AI in Education: How Personalised Learning and Automated Grading Are Changing UK Schools
AI is transforming UK classrooms through personalised learning platforms and automated grading. Here is what the technology actually does, which schools are usi
The school day looks different in 2026. AI-powered tools now track where each student is struggling, adjust difficulty in real time, and give instant feedback without the student waiting for a marked paper to come back. In secondary schools from Birmingham to Edinburgh, automated grading systems are cutting hours of marking every week. Some teachers love it. Others are watching carefully. Here is what the technology actually does — and what it means for UK education.

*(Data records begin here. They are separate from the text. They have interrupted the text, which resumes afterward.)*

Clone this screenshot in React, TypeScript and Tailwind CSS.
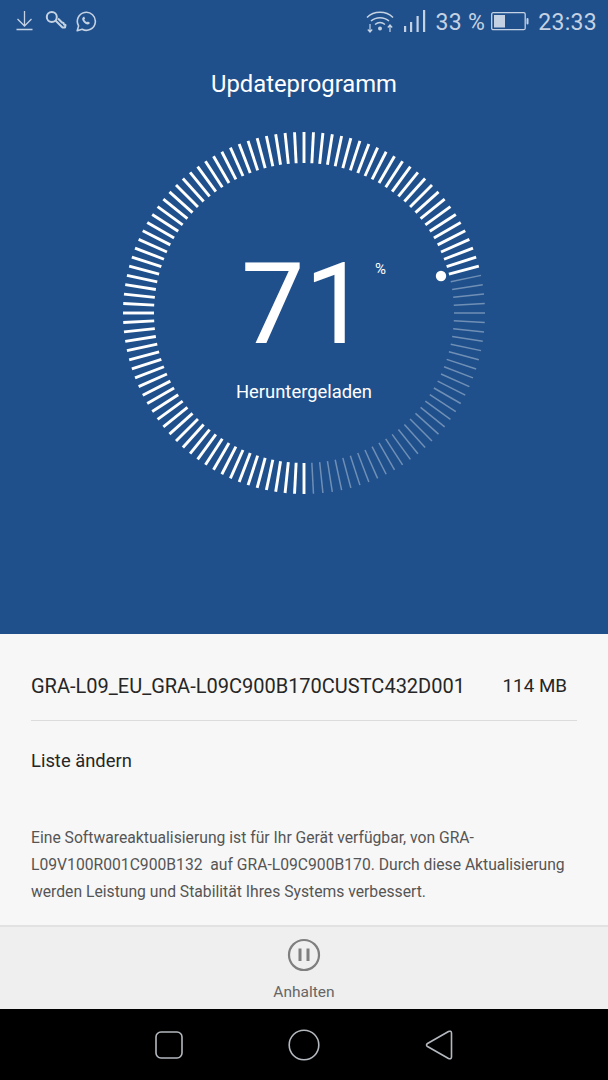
import * as React from "react";

const font = { fontFamily: "Roboto, sans-serif" };

function Gauge() {
  const ticks = [];
  for (let i = 0; i < 120; i++) {
    const bright = i <= 85;
    ticks.push(
      <line
        key={i}
        x1={181}
        y1={331}
        x2={181}
        y2={362}
        stroke="#ffffff"
        strokeOpacity={bright ? 1 : 0.36}
        strokeWidth={bright ? 2.9 : 1.5}
        transform={`rotate(${i * 3} 181 181)`}
      />
    );
  }
  return (
    <svg width="362" height="362" viewBox="0 0 362 362">
      {ticks}
      <circle cx="318" cy="144" r="5.2" fill="#ffffff" />
    </svg>
  );
}

function StatusBar() {
  return (
    <div className="flex h-[42px] items-center justify-between pl-[15px] pr-[11px] text-[#c5d2e3]">
      <div className="flex items-center gap-[10px]">
        <svg width="20" height="22" viewBox="0 0 20 22" fill="none" stroke="currentColor" strokeWidth="1.3">
          <path d="M9.5 1v14.5M2.5 9l7 7 7-7M1.5 19.5h16" />
        </svg>
        <svg width="22" height="22" viewBox="0 0 22 22" fill="none" stroke="currentColor" strokeWidth="2">
          <circle cx="6.800" cy="7" r="5" />
          <path d="M10.500 10.500l7 7h2.500l.5-2.500-1.500-.5-.5-1.500-1.500-.5-4-4" strokeLinejoin="round" />
        </svg>
        <svg width="21" height="21" viewBox="0 0 21 21" fill="none" stroke="currentColor" strokeWidth="1.6" className="-ml-[1px]">
          <path d="M1.2 19.8l1.4-4.9A9 9 0 1 1 6.200 18.300z" strokeLinejoin="round" />
          <path d="M7 6.200c-1.500 1.200-.8 3.400 1 5.300 1.900 1.900 4.100 2.700 5.400 1.200l.5-1-2-1.200-.9.800c-1-.4-2.200-1.500-2.700-2.800l.8-.9-1-2.100z" fill="currentColor" stroke="none" />
        </svg>
      </div>
      <div className="flex items-center text-[23px] leading-none" style={font}>
        <svg width="28" height="26" viewBox="0 0 28 26" fill="none" stroke="currentColor" strokeWidth="1.500">
          <path d="M1 9.500C8 2.500 20 2.500 27 9.500M5 13c5-4.500 13-4.500 18 0M9 16.500c3-2.500 7-2.500 10 0" />
          <circle cx="14" cy="20.500" r="2" fill="currentColor" stroke="none" />
          <path d="M4 16v8M1.800 21.500L4 24l2.200-2.500M24 24v-7M21.800 19.500L24 17l2.200 2.500" strokeWidth="1.200" />
        </svg>
        <svg width="22" height="24" viewBox="0 0 22 24" fill="currentColor" className="ml-[10px]">
          <rect x="0" y="17" width="2.200" height="6" />
          <rect x="6" y="13" width="2.200" height="10" />
          <rect x="12.500" y="7" width="2.200" height="16" />
          <rect x="19" y="1" width="2.200" height="22" />
        </svg>
        <span className="ml-[10px] translate-y-[1px] tracking-[0.3px]">33 %</span>
        <svg width="38" height="20" viewBox="0 0 38 20" fill="none" className="ml-[6px]">
          <rect x="0.700" y="1.700" width="33.500" height="17" rx="1.500" stroke="currentColor" strokeWidth="1.300" />
          <rect x="3" y="4" width="11" height="12.500" fill="currentColor" />
          <rect x="35.500" y="7" width="2" height="6.500" rx="1" fill="currentColor" />
        </svg>
        <span className="ml-[9px] translate-y-[1px] tracking-[0.3px]">23:33</span>
      </div>
    </div>
  );
}

export default function App() {
  return (
    <div className="flex h-[1080px] w-[608px] flex-col overflow-hidden bg-black" style={font}>
      <div className="h-[634px] bg-[#1f508c]">
        <StatusBar />
        <h1 className="mt-[27px] text-center text-[23.800px] leading-[30px] text-white">Updateprogramm</h1>
        <div className="relative mx-auto mt-[33px] h-[362px] w-[362px]">
          <Gauge />
          <div className="absolute left-[118px] top-[108px] text-[113px] font-normal leading-[130px] text-white">71</div>
          <div className="absolute left-[252px] top-[128px] text-[15px] leading-[18px] text-white">%</div>
          <div className="absolute inset-x-0 top-[249px] text-center text-[18.400px] leading-[22px] text-white">Heruntergeladen</div>
        </div>
      </div>
      <div className="h-[291px] bg-[#f7f7f7] px-[31px]">
        <div className="flex h-[87px] items-center justify-between border-b border-[#dcdcdc] pt-[18px] pr-[10px] text-[#262626]">
          <span className="text-[20px]">GRA-L09_EU_GRA-L09C900B170CUSTC432D001</span>
          <span className="text-[18.800px]">114 MB</span>
        </div>
        <div className="mt-[27px] text-[18.400px] leading-[26px] text-[#262626]">Liste ändern</div>
        <p className="mt-[50px] text-[15.700px] leading-[27px] text-[#555555]">
          Eine Softwareaktualisierung ist für Ihr Gerät verfügbar, von GRA-
          <br />
          L09V100R001C900B132&nbsp; auf GRA-L09C900B170. Durch diese Aktualisierung
          <br />
          werden Leistung und Stabilität Ihres Systems verbessert.
        </p>
      </div>
      <div className="flex h-[84px] flex-col items-center border-t-2 border-[#e2e2e2] bg-[#efefef]">
        <svg width="34" height="34" viewBox="0 0 34 34" fill="none" stroke="#7f7f7f" className="mt-[11px]">
          <circle cx="17" cy="17" r="15" strokeWidth="2.200" />
          <path d="M13 10.500v12.500M21 10.500v12.500" strokeWidth="3" />
        </svg>
        <span className="mt-[10px] text-[15.500px] leading-[20px] text-[#666666]">Anhalten</span>
      </div>
      <div className="flex h-[71px] items-center justify-between bg-black px-[155px]">
        <svg width="28" height="28" viewBox="0 0 28 28" fill="none" stroke="#b4b9bf" strokeWidth="1.600">
          <rect x="1" y="1" width="26" height="26" rx="5" />
        </svg>
        <svg width="32" height="32" viewBox="0 0 32 32" fill="none" stroke="#b4b9bf" strokeWidth="1.600">
          <circle cx="16" cy="16" r="14.800" />
        </svg>
        <svg width="28" height="30" viewBox="0 0 28 30" fill="none" stroke="#b4b9bf" strokeWidth="1.600">
          <path d="M23.500 1.500c1.500-.7 3-.2 3 1.500v24c0 1.700-1.500 2.200-3 1.500L2.500 16.500c-1.300-.8-1.300-2.200 0-3z" strokeLinejoin="round" />
        </svg>
      </div>
    </div>
  );
}
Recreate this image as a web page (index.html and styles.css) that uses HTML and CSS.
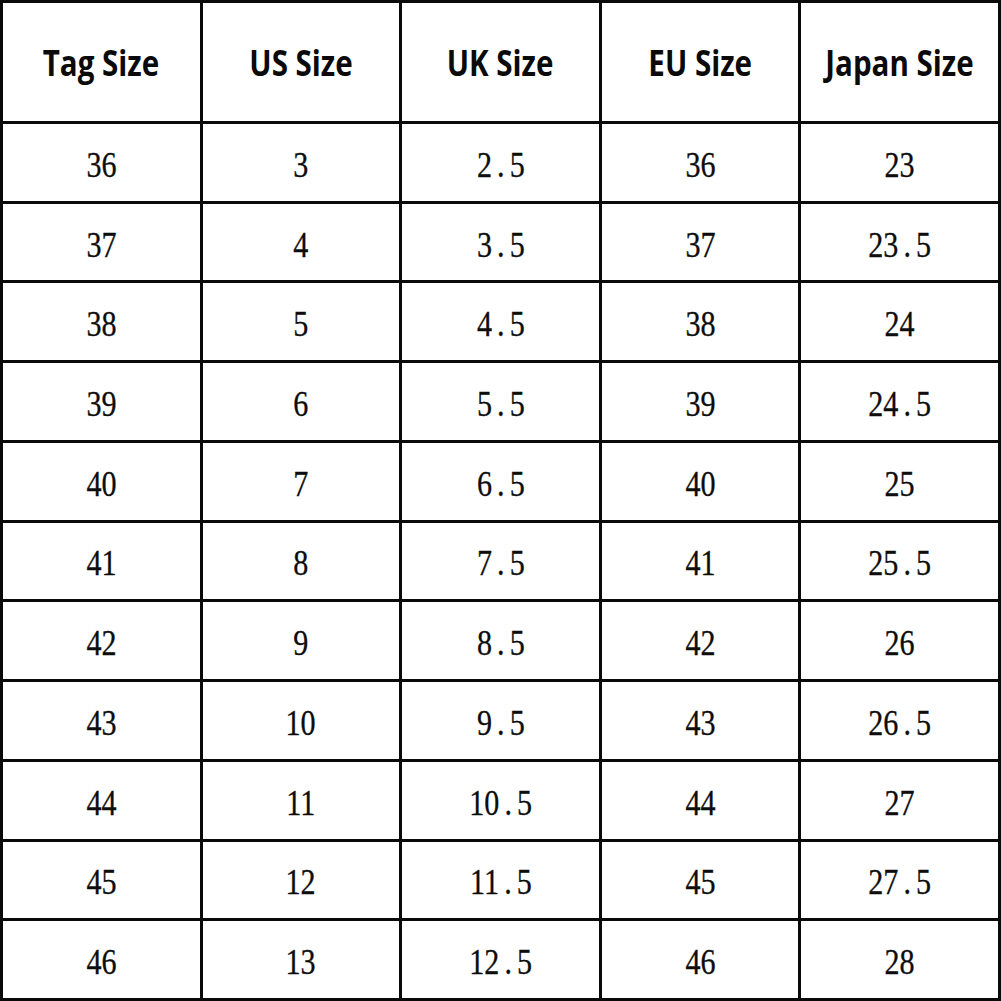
FILE: index.html
```html
<!DOCTYPE html>
<html>
<head>
<meta charset="utf-8">
<link rel="stylesheet" href="styles.css">
</head>
<body>
<div class="chart">
  <div class="cell head"><span>Tag Size</span></div>
  <div class="cell head"><span>US Size</span></div>
  <div class="cell head"><span>UK Size</span></div>
  <div class="cell head"><span>EU Size</span></div>
  <div class="cell head"><span>Japan Size</span></div>

  <div class="cell"><span>36</span></div><div class="cell"><span>3</span></div><div class="cell"><span>2<i class="dot">.</i>5</span></div><div class="cell"><span>36</span></div><div class="cell"><span>23</span></div>
  <div class="cell"><span>37</span></div><div class="cell"><span>4</span></div><div class="cell"><span>3<i class="dot">.</i>5</span></div><div class="cell"><span>37</span></div><div class="cell"><span>23<i class="dot">.</i>5</span></div>
  <div class="cell"><span>38</span></div><div class="cell"><span>5</span></div><div class="cell"><span>4<i class="dot">.</i>5</span></div><div class="cell"><span>38</span></div><div class="cell"><span>24</span></div>
  <div class="cell"><span>39</span></div><div class="cell"><span>6</span></div><div class="cell"><span>5<i class="dot">.</i>5</span></div><div class="cell"><span>39</span></div><div class="cell"><span>24<i class="dot">.</i>5</span></div>
  <div class="cell"><span>40</span></div><div class="cell"><span>7</span></div><div class="cell"><span>6<i class="dot">.</i>5</span></div><div class="cell"><span>40</span></div><div class="cell"><span>25</span></div>
  <div class="cell"><span>41</span></div><div class="cell"><span>8</span></div><div class="cell"><span>7<i class="dot">.</i>5</span></div><div class="cell"><span>41</span></div><div class="cell"><span>25<i class="dot">.</i>5</span></div>
  <div class="cell"><span>42</span></div><div class="cell"><span>9</span></div><div class="cell"><span>8<i class="dot">.</i>5</span></div><div class="cell"><span>42</span></div><div class="cell"><span>26</span></div>
  <div class="cell"><span>43</span></div><div class="cell"><span>10</span></div><div class="cell"><span>9<i class="dot">.</i>5</span></div><div class="cell"><span>43</span></div><div class="cell"><span>26<i class="dot">.</i>5</span></div>
  <div class="cell"><span>44</span></div><div class="cell"><span>11</span></div><div class="cell"><span>10<i class="dot">.</i>5</span></div><div class="cell"><span>44</span></div><div class="cell"><span>27</span></div>
  <div class="cell"><span>45</span></div><div class="cell"><span>12</span></div><div class="cell"><span>11<i class="dot">.</i>5</span></div><div class="cell"><span>45</span></div><div class="cell"><span>27<i class="dot">.</i>5</span></div>
  <div class="cell"><span>46</span></div><div class="cell"><span>13</span></div><div class="cell"><span>12<i class="dot">.</i>5</span></div><div class="cell"><span>46</span></div><div class="cell"><span>28</span></div>
</div>
</body>
</html>
```

FILE: styles.css
```css
html, body {
  margin: 0;
  padding: 0;
  background: #fff;
}

.chart {
  box-sizing: border-box;
  width: 1001px;
  height: 1001px;
  display: grid;
  grid-template-columns: repeat(5, 1fr);
  grid-template-rows: 118px repeat(11, 1fr);
  gap: 3px;
  padding: 3px;
  background: #0a0a0a;
}

.cell {
  background: #fff;
  display: flex;
  align-items: center;
  justify-content: center;
  font-family: "Liberation Serif", "DejaVu Serif", serif;
  font-size: 35px;
  color: #0d0d0d;
  padding-top: 7px;
  box-sizing: border-box;
}

.cell span {
  display: inline-block;
  transform: scaleX(0.86);
  white-space: nowrap;
  -webkit-text-stroke: 0.3px #0d0d0d;
}

.cell.head {
  padding-top: 0;
  font-family: "Open Sans", "Noto Sans", sans-serif;
  font-weight: 700;
  font-size: 36px;
  color: #0a0a0a;
}

.cell.head span {
  transform: scaleX(0.82);
  -webkit-text-stroke: 0;
}

.dot {
  font-style: normal;
  padding: 0 6px;
}
```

What Personalised Learning Actually Means
Traditional teaching moves at the pace of the class. Students who grasp a concept quickly sit bored while others catch up. Students who are lost fall further behind while the lesson presses on. AI changes that equation significantly.
Personalised learning systems track individual performance in real time. If a student repeatedly gets quadratic equations wrong, the system flags it, adjusts the difficulty of questions, and introduces worked examples tailored to that specific gap. If another student breezes through, they get harder material immediately. No waiting. No embarrassment in front of classmates.
When I first looked into how adaptive learning platforms work, what struck me was the granularity. A good system does not just know that a student struggles with fractions — it identifies that they struggle specifically with dividing fractions by fractions, but handle fractions by whole numbers fine. That level of detail is impossible for a teacher managing 30 pupils simultaneously.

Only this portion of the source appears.